Not only will the movement of people be affected, chances are that it is also going to get much more expensive. Mobile phone roaming costs and airfares both are likely to increase in the short to medium term.
Not to forget the changes that the UK's banking and financial system will undergo, which means changes have to be brought in by these companies as well.
Also, what about all those firms that had their physical EU headquarters in the UK? How soon should they start looking for spaces in the EU-27? And what happens to the ones whose building rental/lease agreements in the UK are quite long-term? Should they have a separate office and team in the EU? How heavy is the taxation going to be in the UK?
Amidst all these uncertainties, those who saw it coming and did their due diligence might be heaving that big sigh of relief and for those who didn't, it may not be too late. While some urgent, unavoidable measures may have to be taken, there's still time for the exit to actually happen. So this time around, it is better to avoid crying over spilled milk and instead, take sustainable action.

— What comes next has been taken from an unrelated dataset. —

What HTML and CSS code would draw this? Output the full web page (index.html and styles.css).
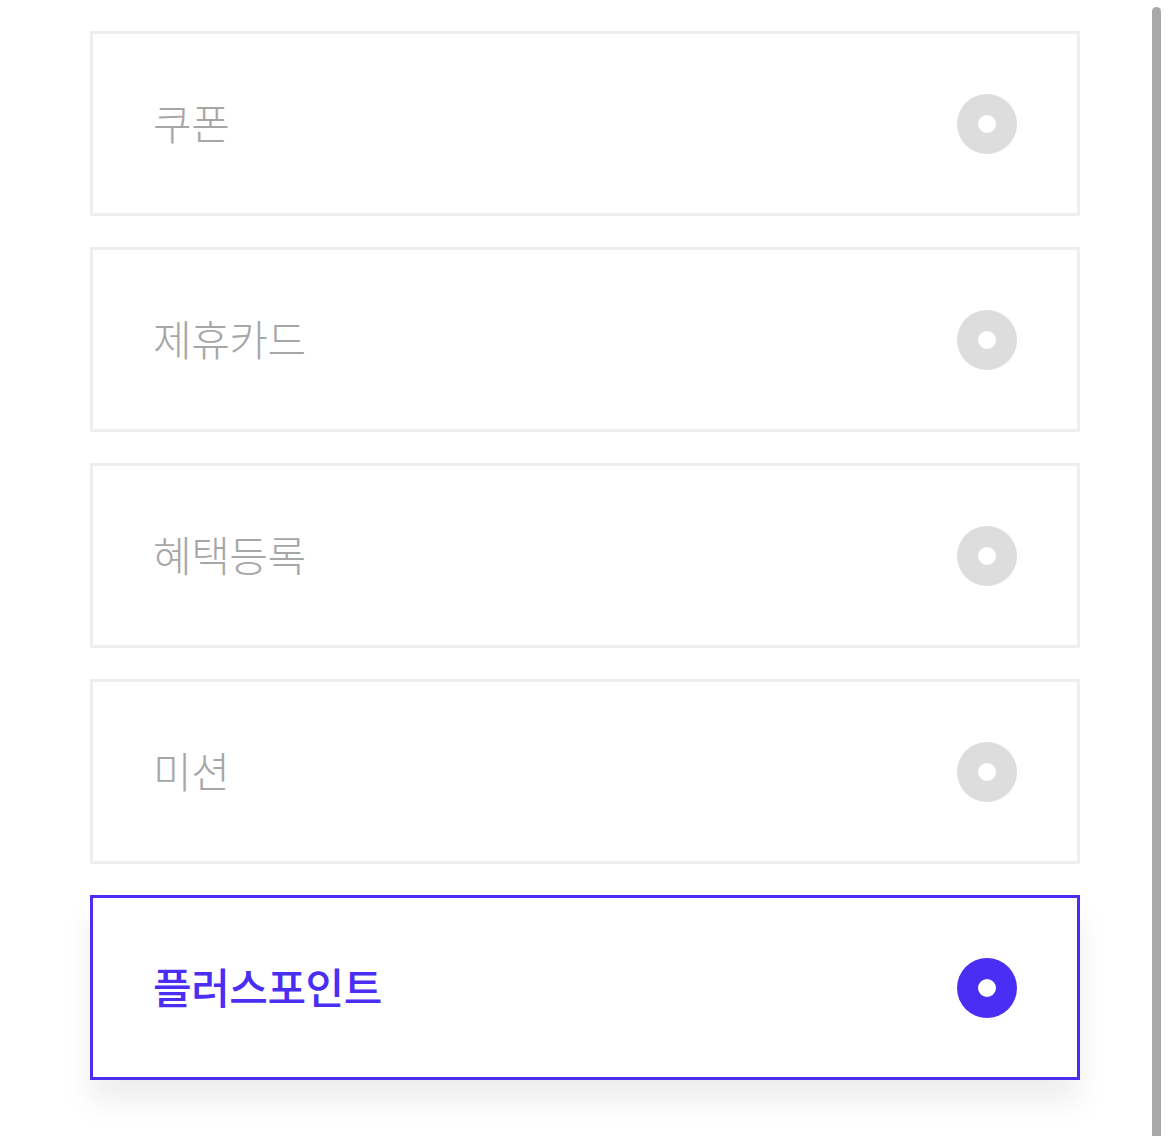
FILE: index.html
```html
<!DOCTYPE html>
<html lang="ko">
<head>
<meta charset="utf-8">
<link rel="stylesheet" href="styles.css">
</head>
<body>
<main class="list">
  <div class="option"><span class="label">쿠폰</span><span class="radio"></span></div>
  <div class="option"><span class="label">제휴카드</span><span class="radio"></span></div>
  <div class="option"><span class="label">혜택등록</span><span class="radio"></span></div>
  <div class="option"><span class="label">미션</span><span class="radio"></span></div>
  <div class="option active"><span class="label">플러스포인트</span><span class="radio"></span></div>
</main>
<div class="scrollbar"></div>
</body>
</html>
```
FILE: styles.css
```css
html, body {
  margin: 0;
  padding: 0;
  background: #fff;
  height: 100%;
  overflow: hidden;
}
body {
  font-family: "Noto Sans CJK KR", "Noto Sans", sans-serif;
  position: relative;
}
.list {
  display: flex;
  flex-direction: column;
  gap: 31px;
  width: 990px;
  padding: 31px 0 0 90px;
}
.option {
  box-sizing: border-box;
  height: 185px;
  border: 3px solid #eeeeee;
  background: #fff;
  display: flex;
  align-items: center;
  justify-content: space-between;
  padding: 0 60px;
}
.label {
  font-size: 42px;
  letter-spacing: -0.5px;
  color: #a6a6a6;
  font-weight: 300;
  line-height: 1;
  margin-bottom: 4px;
}
.radio {
  width: 60px;
  height: 60px;
  border-radius: 50%;
  background: #dddddd;
  display: flex;
  align-items: center;
  justify-content: center;
}
.radio::after {
  content: "";
  width: 18px;
  height: 18px;
  border-radius: 50%;
  background: #fff;
}
.option.active {
  border-color: #4a2ef4;
  box-shadow: 0 22px 30px rgba(0, 0, 0, 0.07);
}
.option.active .label {
  color: #4a2ef4;
  font-weight: 500;
}
.option.active .radio {
  background: #4a2ef4;
}
.scrollbar {
  position: absolute;
  top: 7px;
  right: 9px;
  width: 9px;
  height: 1140px;
  border-radius: 5px 5px 0 0;
  background: #a8a8a8;
}
```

Additionally, it is also important not to forget that while this political event did shake the world quite hard, there are more coming. Needless to say, watch out for the US elections in November, but at the same time questions like, "How long will the United Kingdom remain united?", "Will more countries make an EU exit?", "Will the new Philippine Government be as effective as its predecessor?", "How much influence has China got on the world?" etc. should also not be forgotten.